Friday, June 26, 2015

Is idea of shifting public notices off newspapers all about keeping secrets?

It is a concept I have heard so many times that I don’t know whom to attribute the idea to – If you want to keep something secret, you ought to just post it somewhere on the Internet.

SANGUINETTI: What else will she do?
Because there’s so much gobbledygook and garbage out there accumulated on assorted website that here’s a good chance no one will ever read your particular notice.

AFTER ALL, THERE’S so much other stuff to occupy the public attention. Probably stuff that’s so much more titillating than the boring, dry information that might have public significance, but just doesn’t compare to that piece about “80’s teen stars and what they look like now” some three decades later.

So excuse me if I don’t think much of the suggestion that Illinois law do away with the requirements that governments be required to publish public notices about upcoming activity in their local newspapers.

These people claim it would be so much more efficient to put notices on their own government websites. They also try to claim that the only people who have objections are the publishers of some of the dinkier newspapers in the state – for whom the revenue they get for publishing such ads can be a significant part of their income.

Which they wrongly try to portray as the state being forced to subsidize the press. A whole lot of hooey, if you ask me.

NOW I’LL BE the first to admit that while I try to read as many newspapers as possible and have been known to read some rather obscure parts of the paper, I rarely pay much attention to those legal notices that get published.

I doubt I’m alone. Requiring that the notices be published in the local papers probably isn’t the most efficient way to spread the word about what actions are upcoming at the local levels of government.

But that’s mostly because of the laziness of the public, many of whom wouldn’t pay close attention to their local happenings if the notices were right on Page One.
 
Would you rather read a legal notice, or see Demi's bikini shot
Those people, of course, will then complain that it’s the laziness of the press in not keeping them informed about the actions they didn’t known enough to ask about.

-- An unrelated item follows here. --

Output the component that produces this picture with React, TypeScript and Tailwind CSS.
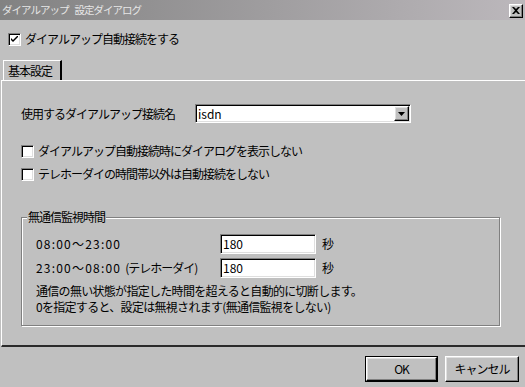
import React from "react";

// ── Win9x style bevels ────────────────────────────────────────────────────────
const raised =
  "border border-t-white border-l-white border-b-[#000] border-r-[#000] shadow-[inset_-1px_-1px_0_#808080,inset_1px_1px_0_#dfdfdf]";
const sunken =
  "border border-t-[#808080] border-l-[#808080] border-b-white border-r-white shadow-[inset_1px_1px_0_#000,inset_-1px_-1px_0_#dfdfdf]";

function CheckBox({ checked = false }: { checked?: boolean }) {
  return (
    <span className={`flex h-[13px] w-[13px] shrink-0 items-center justify-center bg-white ${sunken}`}>
      {checked && (
        <svg width="7" height="7" viewBox="0 0 7 7">
          <path d="M0 2 L0 4 L2 6 L7 1 L7 -1 L2 4 Z" fill="#000" />
        </svg>
      )}
    </span>
  );
}

function CheckRow({ label, checked }: { label: string; checked?: boolean }) {
  return (
    <label className="flex items-center gap-[4px] leading-[14px]">
      <CheckBox checked={checked} />
      <span>{label}</span>
    </label>
  );
}

function TimeRow({ time, note, value }: { time: string; note?: string; value: string }) {
  return (
    <div className="flex h-[20px] items-center">
      <span className="w-[198px] pl-[14px]">
        <span className="tracking-[1.2px]">{time}</span>
        {note && <span className="ml-[4px]">{note}</span>}
      </span>
      <div className={`flex h-[20px] w-[96px] items-center bg-white pl-[2px] tracking-normal text-black ${sunken}`}>
        {value}
      </div>
      <span className="ml-[6px]">秒</span>
    </div>
  );
}

export default function App() {
  return (
    <div
      className="flex h-[387px] w-[525px] flex-col overflow-hidden bg-[#c0c0c0] text-[12px] tracking-[-1px] text-[#000]"
      style={{ fontFamily: '"Noto Sans CJK JP", "Noto Sans", sans-serif' }}
    >
      {/* ── Title bar ─────────────────────────────────────────────────── */}
      <div className="flex h-[20px] shrink-0 items-center justify-between bg-gradient-to-r from-[#828282] to-[#bcb8bc] pl-[2px] pr-[2px]">
        <span className="flex text-[10.5px] leading-[14px] tracking-[-1px] text-[#e6e6e6]">
          <span>ダイアルアップ</span>
          <span className="ml-[6px]">設定ダイアログ</span>
        </span>
        <button className={`mt-[1px] flex h-[14px] w-[14px] items-center justify-center bg-[#c0c0c0] ${raised}`}>
          <svg width="8" height="7" viewBox="0 0 8 7">
            <path d="M0 0 L2 0 L4 2 L6 0 L8 0 L5 3.5 L8 7 L6 7 L4 5 L2 7 L0 7 L3 3.5 Z" fill="#000" />
          </svg>
        </button>
      </div>

      {/* ── Main checkbox ─────────────────────────────────────────────── */}
      <div className="mt-[12px] pl-[8px]">
        <CheckRow label="ダイアルアップ自動接続をする" checked />
      </div>

      {/* ── Tab header ────────────────────────────────────────────────── */}
      <div className="mt-[14px] flex h-[20px] pl-[3px]">
        <div className="flex items-center border-l border-t border-r-2 border-l-white border-t-white border-r-[#000] pl-[4px] pr-[8px] leading-[14px]">
          基本設定
        </div>
      </div>

      {/* ── Tab page ──────────────────────────────────────────────────── */}
      <div className="ml-[1px] flex h-[267px] shrink-0 flex-col border-l border-t border-b-2 border-l-white border-t-white border-b-[#2a2a2a] pl-[19px]">
        <div className="mt-[23px] flex h-[19px] items-center">
          <span className="w-[174px] leading-[14px]">使用するダイアルアップ接続名</span>
          <div className={`flex h-[19px] w-[216px] items-center justify-between bg-white pl-[2px] pr-[1px] tracking-normal text-black ${sunken}`}>
            <span>isdn</span>
            <span className={`flex h-[15px] w-[15px] items-center justify-center bg-[#c0c0c0] ${raised}`}>
              <svg width="7" height="4" viewBox="0 0 7 4">
                <path d="M0 0 L7 0 L3.5 4 Z" fill="#000" />
              </svg>
            </span>
          </div>
        </div>

        <div className="mt-[21px]">
          <CheckRow label="ダイアルアップ自動接続時にダイアログを表示しない" />
        </div>
        <div className="mt-[9px]">
          <CheckRow label="テレホーダイの時間帯以外は自動接続をしない" />
        </div>

        {/* Group box */}
        <div className="relative mt-[36px] h-[109px] w-[479px] border border-[#808080] shadow-[inset_1px_1px_0_#fff,1px_1px_0_#fff]">
          <span className="absolute -top-[8px] left-[5px] bg-[#c0c0c0] px-[1px] leading-[14px]">
            無通信監視時間
          </span>
          <div className="mt-[16px] flex flex-col gap-[4px]">
            <TimeRow time="08:00〜23:00" value="180" />
            <TimeRow time="23:00〜08:00" note="(テレホーダイ)" value="180" />
          </div>
          <div className="mt-[5px] pl-[14px] leading-[16px] tracking-[-0.7px]">
            <p>通信の無い状態が指定した時間を超えると自動的に切断します。</p>
            <p>0を指定すると、設定は無視されます(無通信監視をしない)</p>
          </div>
        </div>
      </div>

      {/* ── Buttons ───────────────────────────────────────────────────── */}
      <div className="mt-[9px] flex justify-end gap-[7px] pr-[6px]">
        <button className="h-[26px] w-[73px] border border-[#000] bg-[#c0c0c0] p-0">
          <span className={`flex h-full w-full items-center justify-center ${raised}`}>OK</span>
        </button>
        <button className={`flex h-[26px] w-[74px] items-center justify-center bg-[#c0c0c0] ${raised}`}>
          キャンセル
        </button>
      </div>
    </div>
  );
}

WHICH ALSO IS a drawback to finding out information on the Internet. Many people use search functions to try to find relevant copy to the issues that intrigue their curiosity.

But those search functions are so crude in the way they view things. They are ultimate evidence that computers are dumb – only as smart as the people who use them.

I can envision many instances where a government would post something in an obscure portion of their website and no one would ever notice it. Which is probably the real goal of this particular measure that was recommended by Lt Gov. Evelyn Sanguinetti’s task force on government consolidation.

That, and perhaps she’s envisioning some sort of payback to the newspaper industry as a whole for all the smart-aleck reporter-types who think she’s a political and intellectual lightweight.

I REALLY THINK it would be too easy for governments to use their websites to hide information in part because of my own experiences as a reporter-type in using government websites to gain some of the bare information they offer now.

Government units like to use their websites to promote the summer festivals or announcements about changes in trash pickup. The idea of using them to let people know when public hearings are to be held or when contracts are up for consideration is something they would rather not bother with.

Heck, I know some governments that claim to post their City Council or Village Board agendas, but are as much as a year behind. Others can’t even be bothered to keep up pretenses. So say what you want about the idea of nobody reading legal notices in the newspaper – at least it’s an outside entity.

Do you really trust your local government to have that much say over telling you what they’re up to?